MOSTRA DELL’“ARTE DEL SORRISO” CON LA CARICATURA A PALAZZO BRASCHI

“L’Arte del sorriso. La caricatura a Roma dal Seicento al 1849” è il titolo della mostra che si tiene a Roma fino al 2 ottobre al Museo di Roma a Palazzo Braschi. In esposizione, gli ospiti potranno ammirare disegni caricaturali di tre secoli che erano conservati negli archivi del museo, in un confronto con le tele che i pittori ufficiali dedicavano agli stessi personaggi rappresentati.

Sono 120 opere, con la firma di grandi artisti della storia italiana, a partire dall’“iniziatore” del genere della caricatura, Gian Lorenzo Bernini, fino a Pier Leone Ghezzi, Giuseppe Barberi, Carlo Marchionni. Alcuni ritratti erano stati pubblicati nella rivista anticlericale del Don Pirlone. Gli organizzatori hanno voluto così raccontare l’importanza e il cambiamento della caricatura a Roma, fino alla Repubblica Romana.

Il primo in esposizione è il disegno del pittore del XVII secolo Mario Nuzzi, detto Mario de’ Fiori, proprio perché specializzato nelle composizioni floreali, nel ritratto raffinato a olio di Giovanni Maria Morandi all’opera sul cavalletto, vicino a quello irriverente, che lo raffigura con il nasone rosso e pancione, a firmato di Giovan Battista Galli, detto il Baciccio. C’è anche il nano Baiocco che chiede gli spicci, e poi sarti, cappellaie, soffiatori di vetro, burattinai e musicisti. Gente di popolo , nobiluomini e donne più o meno gentili, di una Roma che sapeva ridere dei propri vizi e contrastava con l’ironia i suoi mali sociali. C’è il signore con la parrucca da capogiro, servi gobbi, prelati panciuti e alti ecclesiastici, come il cardinale Silvio Valenti Gonzaga e anche Papa Benedetto XIV.

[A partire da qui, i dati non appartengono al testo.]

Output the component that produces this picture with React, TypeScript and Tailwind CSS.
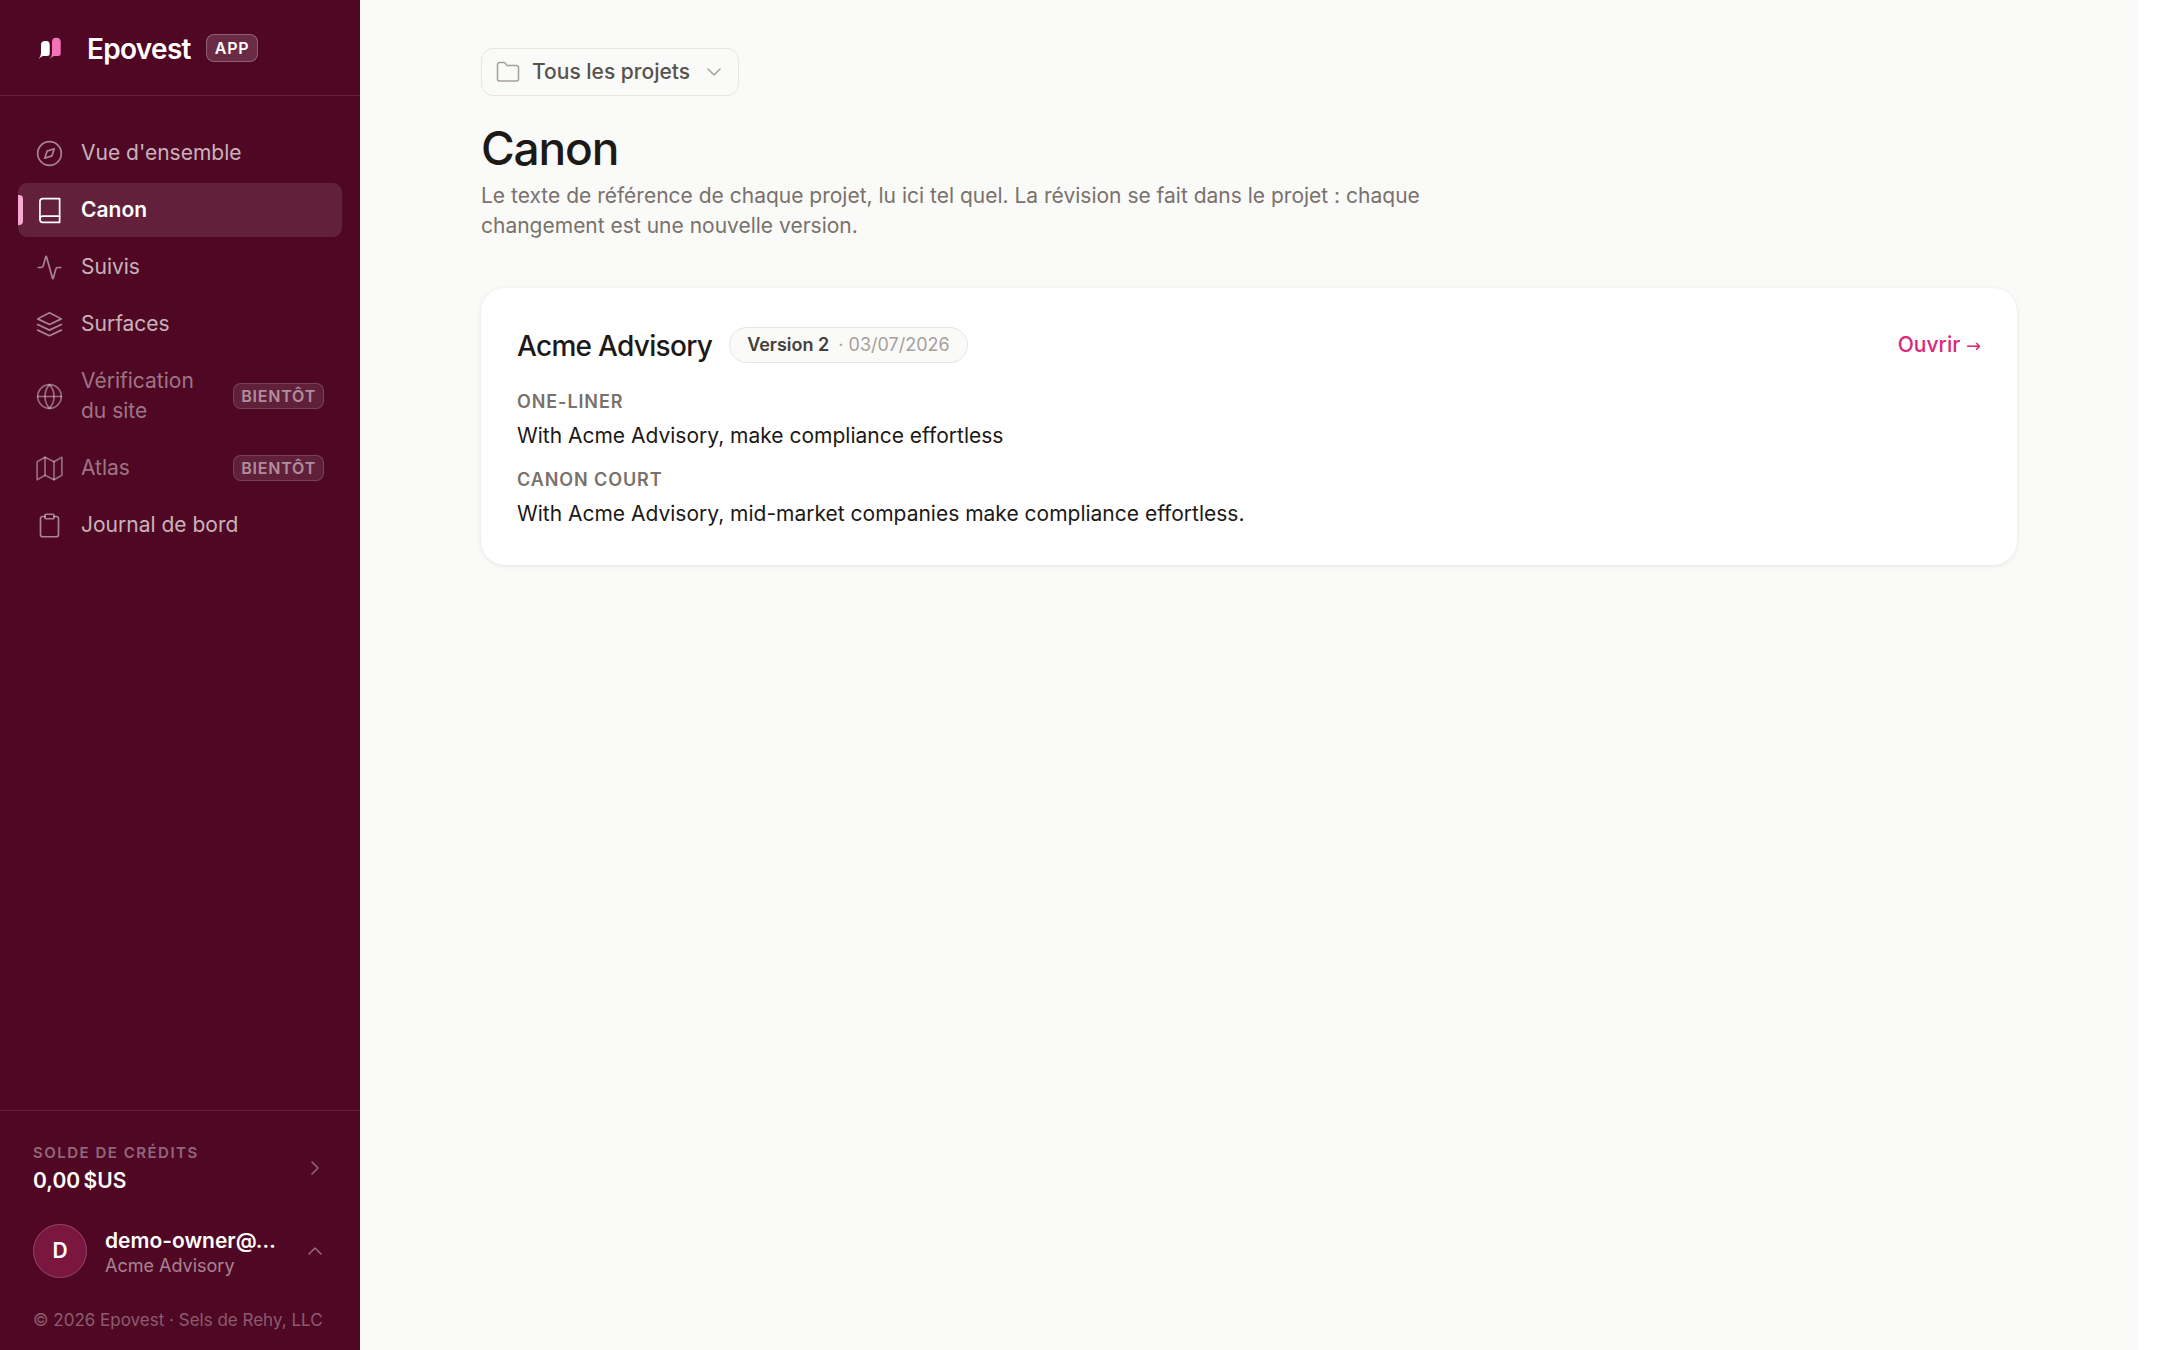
import type { ReactNode } from "react";
import {
  Activity,
  ChevronDown,
  ChevronRight,
  ChevronUp,
  Clipboard,
} from "lucide-react";

interface NavEntry {
  label: string;
  icon: ReactNode;
  active?: boolean;
  soon?: boolean;
}

interface Project {
  name: string;
  version: string;
  date: string;
  fields: { label: string; value: string }[];
}

interface GlyphProps {
  children: ReactNode;
  className?: string;
}

const Glyph = ({ children, className = "size-[27px]" }: GlyphProps) => (
  <svg
    viewBox="0 0 24 24"
    fill="none"
    stroke="currentColor"
    strokeWidth="1.5"
    strokeLinecap="round"
    strokeLinejoin="round"
    className={className}
  >
    {children}
  </svg>
);

const navEntries: NavEntry[] = [
  {
    label: "Vue d'ensemble",
    icon: (
      <Glyph>
        <circle cx="12" cy="12" r="10.5" />
        <path d="M16.2 7.8l-2 6.3-6.4 2.1 2-6.3z" />
      </Glyph>
    ),
  },
  {
    label: "Canon",
    active: true,
    icon: (
      <Glyph>
        <path d="M3.5 19.5A2.5 2.5 0 0 1 6 17h15" />
        <path d="M6 1.5h15v21H6A2.5 2.5 0 0 1 3.5 20V4A2.5 2.5 0 0 1 6 1.5z" />
      </Glyph>
    ),
  },
  { label: "Suivis", icon: <Activity className="size-[27px]" strokeWidth={1.5} /> },
  {
    label: "Surfaces",
    icon: (
      <Glyph>
        <path d="M12 1.5L1.5 7 12 12l10.5-5z" />
        <path d="M1.5 12L12 17l10.5-5" />
        <path d="M1.5 17L12 22l10.5-5" />
      </Glyph>
    ),
  },
  {
    label: "Vérification du site",
    soon: true,
    icon: (
      <Glyph>
        <circle cx="12" cy="12" r="10.5" />
        <path d="M1.5 12h21" />
        <path d="M12 1.5a15.3 15.3 0 0 1 4 10.5 15.3 15.3 0 0 1-4 10.5 15.3 15.3 0 0 1-4-10.5 15.3 15.3 0 0 1 4-10.5z" />
      </Glyph>
    ),
  },
  {
    label: "Atlas",
    soon: true,
    icon: (
      <Glyph>
        <path d="M1 6v16l7-4 8 4 7-4V2l-7 4-8-4z" />
        <path d="M8 2v16" />
        <path d="M16 6v16" />
      </Glyph>
    ),
  },
  {
    label: "Journal de bord",
    icon: <Clipboard className="size-[27px]" strokeWidth={1.5} />,
  },
];

const projects: Project[] = [
  {
    name: "Acme Advisory",
    version: "Version 2",
    date: "03/07/2026",
    fields: [
      { label: "One-liner", value: "With Acme Advisory, make compliance effortless" },
      {
        label: "Canon court",
        value: "With Acme Advisory, mid-market companies make compliance effortless.",
      },
    ],
  },
];

const Logo = () => (
  <svg viewBox="0 0 26 24" className="h-6 w-[26px]">
    <path
      d="M5 9Q5 5 9 5h1.5Q13.7 5 13.7 9V17.5Q13.7 20 11 20H7Q5 20.5 2.7 23Q5 20 5 17z"
      fill="#fff"
    />
    <path
      d="M16 6Q16 1.700 20.300 1.700T24.700 6V17.500Q24.700 20 22 20H18Q16 20.500 13.700 23Q16 20 16 17z"
      fill="#f472b6"
    />
  </svg>
);

const NavItem = ({ label, icon, active, soon }: NavEntry) => {
  const content = (
    <>
      {active && (
        <span className="absolute left-0 top-3 h-[30px] w-[5px] rounded-r bg-[#f9a8d4]" />
      )}
      <span
        className={
          active
            ? "shrink-0 text-white"
            : soon
              ? "shrink-0 text-white/40"
              : "shrink-0 text-white/50"
        }
      >
        {icon}
      </span>
      <span className="flex-1">{label}</span>
      {soon && (
        <span className="rounded-lg border border-white/15 bg-white/10 px-[7px] text-base leading-6 font-semibold tracking-wider uppercase text-white/50">
          Bientôt
        </span>
      )}
    </>
  );

  if (soon) {
    return (
      <li className="flex items-center gap-[18px] px-[18px] py-3 text-white/45">
        {content}
      </li>
    );
  }

  return (
    <li>
      <a
        href="#"
        aria-current={active ? "page" : undefined}
        className={
          active
            ? "relative flex items-center gap-[18px] rounded-[9px] bg-white/10 px-[18px] py-3 font-semibold text-white"
            : "flex items-center gap-[18px] px-[18px] py-3 text-white/70"
        }
      >
        {content}
      </a>
    </li>
  );
};

const Sidebar = () => (
  <aside className="flex w-[360px] shrink-0 flex-col bg-[#500724] text-white">
    <a href="#" className="flex h-24 items-center border-b border-white/10 px-9">
      <Logo />
      <span className="ml-[25px] pt-0.5 text-[28px] leading-9 font-semibold tracking-tight">
        Epovest
      </span>
      <span className="ml-[15px] rounded-lg border border-white/25 bg-white/15 px-2 text-base leading-[26px] font-semibold tracking-wider">
        APP
      </span>
    </a>
    <nav className="flex-1 px-[18px] pt-[30px]">
      <ul className="flex flex-col gap-[3px]">
        {navEntries.map((entry) => (
          <NavItem key={entry.label} {...entry} />
        ))}
      </ul>
    </nav>
    <div className="border-t border-white/10 px-[33px] pt-[29px] pb-4">
      <a href="#" className="flex items-center justify-between">
        <span>
          <span className="block text-[15px] leading-[26px] font-semibold tracking-widest uppercase text-white/40">
            Solde de crédits
          </span>
          <span className="block font-semibold">0,00{"\u202f"}$US</span>
        </span>
        <ChevronRight className="size-6 text-white/40" strokeWidth={1.5} />
      </a>
      <button type="button" className="mt-7 flex w-full items-center gap-[18px] text-left">
        <span className="flex size-[54px] shrink-0 items-center justify-center rounded-full border border-white/20 bg-[#7a1640] font-semibold">
          D
        </span>
        <span className="min-w-0 flex-1 pt-1">
          <span className="block leading-[26px] font-semibold">demo-owner@…</span>
          <span className="block text-lg leading-6 text-white/50">Acme Advisory</span>
        </span>
        <ChevronUp className="size-6 text-white/40" strokeWidth={1.5} />
      </button>
      <p className="mt-7 text-[17px] leading-7 text-white/35">
        © 2026 Epovest · Sels de Rehy, LLC
      </p>
    </div>
  </aside>
);

const ProjectCard = ({ name, version, date, fields }: Project) => (
  <article className="rounded-3xl bg-white px-9 pt-9 pb-[34px] shadow-[0_1px_4px_rgba(28,25,23,0.1)]">
    <header className="flex items-center">
      <h2 className="pt-0.5 text-[28px] leading-10 font-medium tracking-tight">{name}</h2>
      <span className="ml-[17px] rounded-full border border-[#e7e5e4] bg-[#fafaf9] px-[17px] text-lg leading-[34px] text-stone-400">
        <span className="mr-[9px] font-semibold text-stone-700">{version}</span>· {date}
      </span>
      <a href="#" className="ml-auto font-medium text-[#db2777]">
        Ouvrir <span className="font-['DejaVu_Sans',sans-serif] text-lg font-normal">→</span>
      </a>
    </header>
    <dl className="mt-[22px]">
      {fields.map((field) => (
        <div key={field.label} className="mb-[13px] last:mb-0">
          <dt className="text-lg leading-[27px] font-semibold tracking-wider uppercase text-stone-500">
            {field.label}
          </dt>
          <dd className="mt-1 leading-[34px]">{field.value}</dd>
        </div>
      ))}
    </dl>
  </article>
);

const App = () => {
  return (
    <div className="flex min-h-screen bg-white pr-[22px] font-['Inter',sans-serif] text-[21px] leading-[30px] text-stone-900">
      <Sidebar />
      <main className="flex-1 bg-[#fafaf9] pt-12">
        <div className="mx-auto max-w-[1536px]">
          <button
            type="button"
            className="flex h-12 items-center gap-3 rounded-xl border border-[#e7e5e4] pr-3 pl-3.5 font-medium text-stone-600"
          >
            <Glyph className="size-6 text-stone-400">
              <path d="M22.5 19a2 2 0 0 1-2 2h-17a2 2 0 0 1-2-2V4.5a2 2 0 0 1 2-2H8a1.5 1.5 0 0 1 1.2.6L11 5.500h9.500a2 2 0 0 1 2 2z" />
            </Glyph>
            Tous les projets
            <ChevronDown className="size-6 text-stone-400" strokeWidth={1.5} />
          </button>
          <h1 className="mt-[25px] text-[46px] leading-[54px] font-medium tracking-tight">
            Canon
          </h1>
          <p className="mt-1.5 max-w-[1008px] text-stone-500">
            Le texte de référence de chaque projet, lu ici tel quel. La révision se fait dans le
            projet : chaque changement est une nouvelle version.
          </p>
          <section className="mt-[47px] flex flex-col gap-6">
            {projects.map((project) => (
              <ProjectCard key={project.name} {...project} />
            ))}
          </section>
        </div>
      </main>
    </div>
  );
};

export default App;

L’irrisione non risparmia nemmeno il padrone di casa, Pio VI, ritratto da Giuseppe Barberi in versione popolare. Barbieri, con Pier Leone Ghezzi e Carlo Marchionni, fu tra i “campioni” del genere. Quest’ultimo eseguì la sacrestia nuova di San Pietro. Tra le “vittime” delle caricature anche Nicola Zabaglia, l’inventore di geniali macchinari, come le carrucole per sollevare l’obelisco che fu portato al centro di Piazza San Pietro: è raffigurato mentre si gratta la testa calva, come a “scavare” in cerca di una soluzione.